>> Start
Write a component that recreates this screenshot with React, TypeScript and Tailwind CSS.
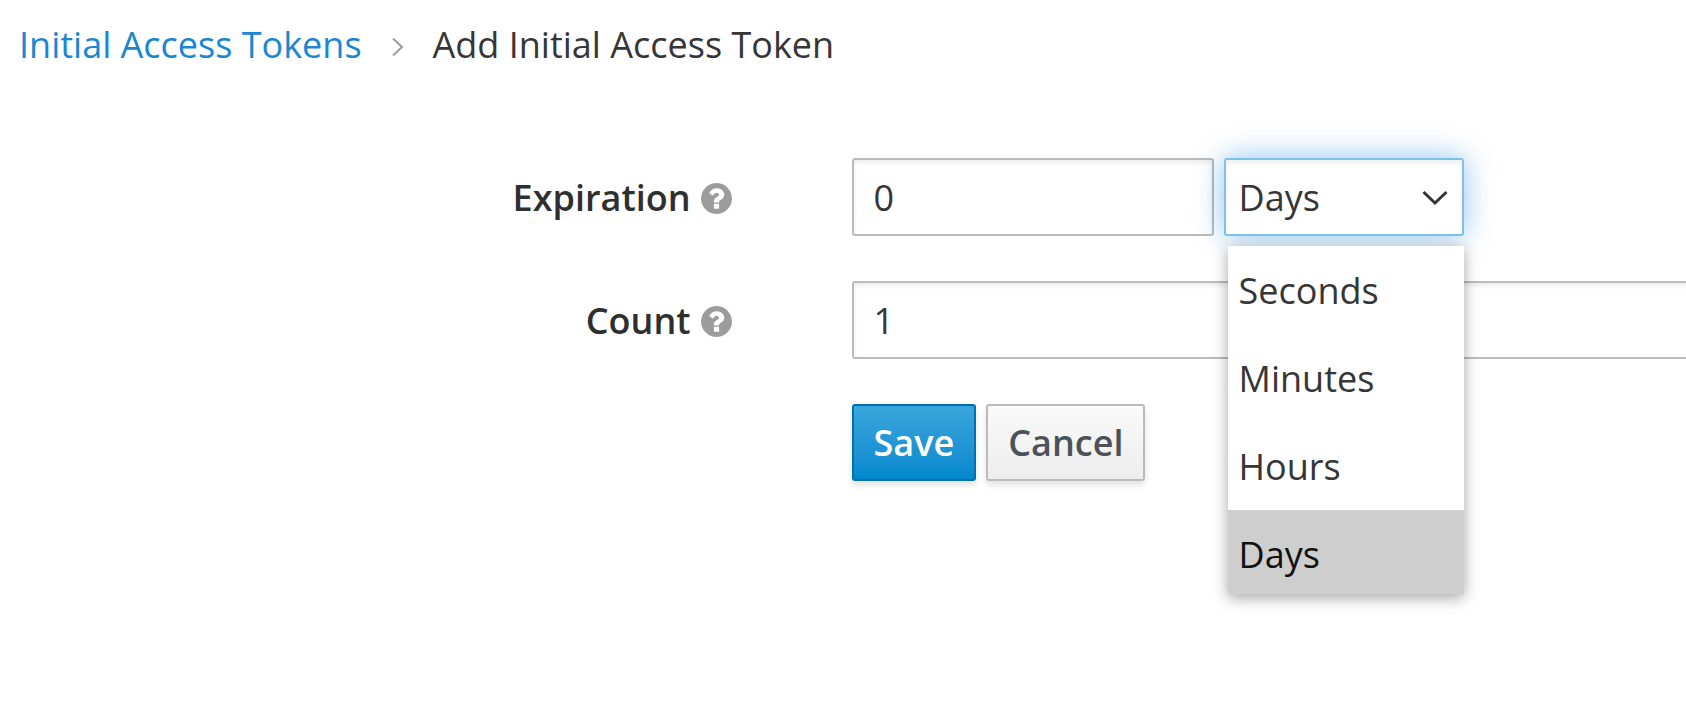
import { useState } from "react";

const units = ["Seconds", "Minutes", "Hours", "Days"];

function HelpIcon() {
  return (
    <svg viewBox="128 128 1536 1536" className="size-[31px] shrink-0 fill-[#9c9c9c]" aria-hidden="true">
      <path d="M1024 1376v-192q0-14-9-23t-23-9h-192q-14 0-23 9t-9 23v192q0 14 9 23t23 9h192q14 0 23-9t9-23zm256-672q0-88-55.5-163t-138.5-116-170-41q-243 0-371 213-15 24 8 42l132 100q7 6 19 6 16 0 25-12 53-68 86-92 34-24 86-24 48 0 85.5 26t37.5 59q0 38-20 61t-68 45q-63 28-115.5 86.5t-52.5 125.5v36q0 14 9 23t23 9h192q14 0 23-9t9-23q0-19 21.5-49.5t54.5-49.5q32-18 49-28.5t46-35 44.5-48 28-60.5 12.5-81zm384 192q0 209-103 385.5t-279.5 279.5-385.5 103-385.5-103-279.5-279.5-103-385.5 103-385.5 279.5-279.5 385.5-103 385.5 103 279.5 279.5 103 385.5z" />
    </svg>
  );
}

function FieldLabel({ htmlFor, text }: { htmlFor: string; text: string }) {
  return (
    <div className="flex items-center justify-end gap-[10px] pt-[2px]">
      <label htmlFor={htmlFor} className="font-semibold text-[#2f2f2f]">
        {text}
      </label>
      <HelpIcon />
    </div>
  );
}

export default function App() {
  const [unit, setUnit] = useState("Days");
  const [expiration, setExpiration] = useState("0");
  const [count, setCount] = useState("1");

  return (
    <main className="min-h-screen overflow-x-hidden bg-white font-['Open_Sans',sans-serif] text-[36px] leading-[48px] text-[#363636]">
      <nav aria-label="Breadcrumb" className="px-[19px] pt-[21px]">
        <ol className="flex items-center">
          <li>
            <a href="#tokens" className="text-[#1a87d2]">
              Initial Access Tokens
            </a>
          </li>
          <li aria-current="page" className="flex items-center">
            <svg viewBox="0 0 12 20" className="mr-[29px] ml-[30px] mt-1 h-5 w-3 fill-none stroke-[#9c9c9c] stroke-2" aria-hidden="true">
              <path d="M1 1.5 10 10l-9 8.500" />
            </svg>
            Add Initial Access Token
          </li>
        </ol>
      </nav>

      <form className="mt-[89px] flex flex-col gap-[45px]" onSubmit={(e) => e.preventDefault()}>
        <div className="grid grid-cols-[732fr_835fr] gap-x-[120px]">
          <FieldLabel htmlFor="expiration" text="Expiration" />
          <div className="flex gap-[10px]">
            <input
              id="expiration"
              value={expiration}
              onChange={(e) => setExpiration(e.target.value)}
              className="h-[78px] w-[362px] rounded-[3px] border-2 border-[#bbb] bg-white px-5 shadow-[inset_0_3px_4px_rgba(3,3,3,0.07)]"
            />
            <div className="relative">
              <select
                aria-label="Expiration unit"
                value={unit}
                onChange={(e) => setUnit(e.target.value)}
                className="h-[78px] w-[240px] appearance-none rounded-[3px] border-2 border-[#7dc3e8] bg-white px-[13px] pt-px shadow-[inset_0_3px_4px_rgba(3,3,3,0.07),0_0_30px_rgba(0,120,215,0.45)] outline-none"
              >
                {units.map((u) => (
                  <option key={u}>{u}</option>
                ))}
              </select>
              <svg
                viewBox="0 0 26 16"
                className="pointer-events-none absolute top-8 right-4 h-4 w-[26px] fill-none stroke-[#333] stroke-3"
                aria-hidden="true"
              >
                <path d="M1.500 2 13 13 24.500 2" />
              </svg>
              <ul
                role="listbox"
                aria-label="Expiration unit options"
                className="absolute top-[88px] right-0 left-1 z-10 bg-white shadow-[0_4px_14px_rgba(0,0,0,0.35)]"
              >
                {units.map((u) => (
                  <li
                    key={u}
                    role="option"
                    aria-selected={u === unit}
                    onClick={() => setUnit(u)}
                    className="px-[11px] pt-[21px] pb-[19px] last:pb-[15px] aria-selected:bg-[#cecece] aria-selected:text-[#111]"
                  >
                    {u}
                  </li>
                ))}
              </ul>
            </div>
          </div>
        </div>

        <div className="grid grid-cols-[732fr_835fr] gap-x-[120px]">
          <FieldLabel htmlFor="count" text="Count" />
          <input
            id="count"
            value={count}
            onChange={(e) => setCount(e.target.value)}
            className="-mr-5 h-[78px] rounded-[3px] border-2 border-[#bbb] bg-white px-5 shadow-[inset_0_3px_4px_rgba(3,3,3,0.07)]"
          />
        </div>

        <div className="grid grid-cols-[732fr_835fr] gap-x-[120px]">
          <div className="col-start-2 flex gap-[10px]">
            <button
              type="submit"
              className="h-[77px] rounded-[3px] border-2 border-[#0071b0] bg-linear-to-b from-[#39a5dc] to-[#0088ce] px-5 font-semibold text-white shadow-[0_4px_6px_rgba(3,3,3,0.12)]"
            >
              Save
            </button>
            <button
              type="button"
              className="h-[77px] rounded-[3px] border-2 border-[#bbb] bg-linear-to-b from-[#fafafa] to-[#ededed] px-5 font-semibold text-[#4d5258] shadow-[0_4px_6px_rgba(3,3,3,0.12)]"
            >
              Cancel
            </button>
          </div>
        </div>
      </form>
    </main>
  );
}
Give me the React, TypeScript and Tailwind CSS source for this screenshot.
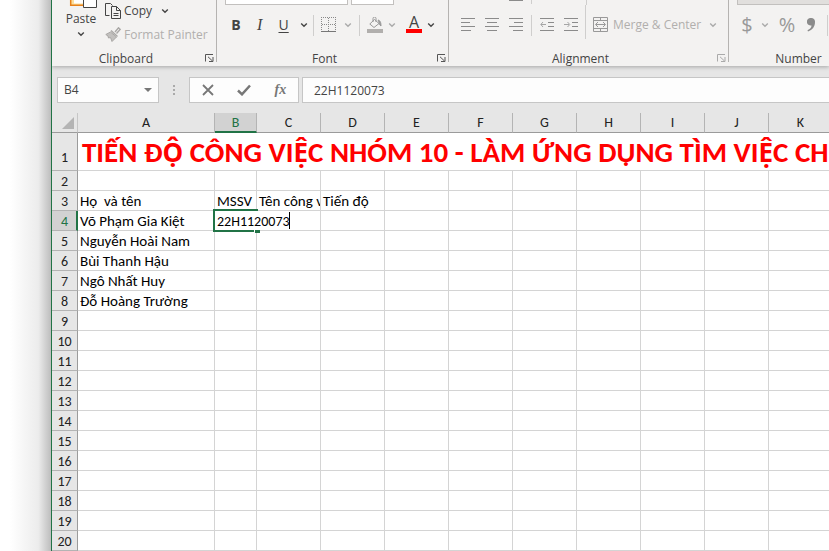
>> End
Problem requirements:
Each record must be quoted in full and exactly. Do not include the pictures.

Answer for the task:
Write a component that recreates this screenshot with React, TypeScript and Tailwind CSS.
import { useState } from "react";

const units = ["Seconds", "Minutes", "Hours", "Days"];

function HelpIcon() {
  return (
    <svg viewBox="128 128 1536 1536" className="size-[31px] shrink-0 fill-[#9c9c9c]" aria-hidden="true">
      <path d="M1024 1376v-192q0-14-9-23t-23-9h-192q-14 0-23 9t-9 23v192q0 14 9 23t23 9h192q14 0 23-9t9-23zm256-672q0-88-55.5-163t-138.5-116-170-41q-243 0-371 213-15 24 8 42l132 100q7 6 19 6 16 0 25-12 53-68 86-92 34-24 86-24 48 0 85.5 26t37.5 59q0 38-20 61t-68 45q-63 28-115.5 86.5t-52.5 125.5v36q0 14 9 23t23 9h192q14 0 23-9t9-23q0-19 21.5-49.5t54.5-49.5q32-18 49-28.5t46-35 44.5-48 28-60.5 12.5-81zm384 192q0 209-103 385.5t-279.5 279.5-385.5 103-385.5-103-279.5-279.5-103-385.5 103-385.5 279.5-279.5 385.5-103 385.5 103 279.5 279.5 103 385.5z" />
    </svg>
  );
}

function FieldLabel({ htmlFor, text }: { htmlFor: string; text: string }) {
  return (
    <div className="flex items-center justify-end gap-[10px] pt-[2px]">
      <label htmlFor={htmlFor} className="font-semibold text-[#2f2f2f]">
        {text}
      </label>
      <HelpIcon />
    </div>
  );
}

export default function App() {
  const [unit, setUnit] = useState("Days");
  const [expiration, setExpiration] = useState("0");
  const [count, setCount] = useState("1");

  return (
    <main className="min-h-screen overflow-x-hidden bg-white font-['Open_Sans',sans-serif] text-[36px] leading-[48px] text-[#363636]">
      <nav aria-label="Breadcrumb" className="px-[19px] pt-[21px]">
        <ol className="flex items-center">
          <li>
            <a href="#tokens" className="text-[#1a87d2]">
              Initial Access Tokens
            </a>
          </li>
          <li aria-current="page" className="flex items-center">
            <svg viewBox="0 0 12 20" className="mr-[29px] ml-[30px] mt-1 h-5 w-3 fill-none stroke-[#9c9c9c] stroke-2" aria-hidden="true">
              <path d="M1 1.5 10 10l-9 8.500" />
            </svg>
            Add Initial Access Token
          </li>
        </ol>
      </nav>

      <form className="mt-[89px] flex flex-col gap-[45px]" onSubmit={(e) => e.preventDefault()}>
        <div className="grid grid-cols-[732fr_835fr] gap-x-[120px]">
          <FieldLabel htmlFor="expiration" text="Expiration" />
          <div className="flex gap-[10px]">
            <input
              id="expiration"
              value={expiration}
              onChange={(e) => setExpiration(e.target.value)}
              className="h-[78px] w-[362px] rounded-[3px] border-2 border-[#bbb] bg-white px-5 shadow-[inset_0_3px_4px_rgba(3,3,3,0.07)]"
            />
            <div className="relative">
              <select
                aria-label="Expiration unit"
                value={unit}
                onChange={(e) => setUnit(e.target.value)}
                className="h-[78px] w-[240px] appearance-none rounded-[3px] border-2 border-[#7dc3e8] bg-white px-[13px] pt-px shadow-[inset_0_3px_4px_rgba(3,3,3,0.07),0_0_30px_rgba(0,120,215,0.45)] outline-none"
              >
                {units.map((u) => (
                  <option key={u}>{u}</option>
                ))}
              </select>
              <svg
                viewBox="0 0 26 16"
                className="pointer-events-none absolute top-8 right-4 h-4 w-[26px] fill-none stroke-[#333] stroke-3"
                aria-hidden="true"
              >
                <path d="M1.500 2 13 13 24.500 2" />
              </svg>
              <ul
                role="listbox"
                aria-label="Expiration unit options"
                className="absolute top-[88px] right-0 left-1 z-10 bg-white shadow-[0_4px_14px_rgba(0,0,0,0.35)]"
              >
                {units.map((u) => (
                  <li
                    key={u}
                    role="option"
                    aria-selected={u === unit}
                    onClick={() => setUnit(u)}
                    className="px-[11px] pt-[21px] pb-[19px] last:pb-[15px] aria-selected:bg-[#cecece] aria-selected:text-[#111]"
                  >
                    {u}
                  </li>
                ))}
              </ul>
            </div>
          </div>
        </div>

        <div className="grid grid-cols-[732fr_835fr] gap-x-[120px]">
          <FieldLabel htmlFor="count" text="Count" />
          <input
            id="count"
            value={count}
            onChange={(e) => setCount(e.target.value)}
            className="-mr-5 h-[78px] rounded-[3px] border-2 border-[#bbb] bg-white px-5 shadow-[inset_0_3px_4px_rgba(3,3,3,0.07)]"
          />
        </div>

        <div className="grid grid-cols-[732fr_835fr] gap-x-[120px]">
          <div className="col-start-2 flex gap-[10px]">
            <button
              type="submit"
              className="h-[77px] rounded-[3px] border-2 border-[#0071b0] bg-linear-to-b from-[#39a5dc] to-[#0088ce] px-5 font-semibold text-white shadow-[0_4px_6px_rgba(3,3,3,0.12)]"
            >
              Save
            </button>
            <button
              type="button"
              className="h-[77px] rounded-[3px] border-2 border-[#bbb] bg-linear-to-b from-[#fafafa] to-[#ededed] px-5 font-semibold text-[#4d5258] shadow-[0_4px_6px_rgba(3,3,3,0.12)]"
            >
              Cancel
            </button>
          </div>
        </div>
      </form>
    </main>
  );
}
Give me the React, TypeScript and Tailwind CSS source for this screenshot.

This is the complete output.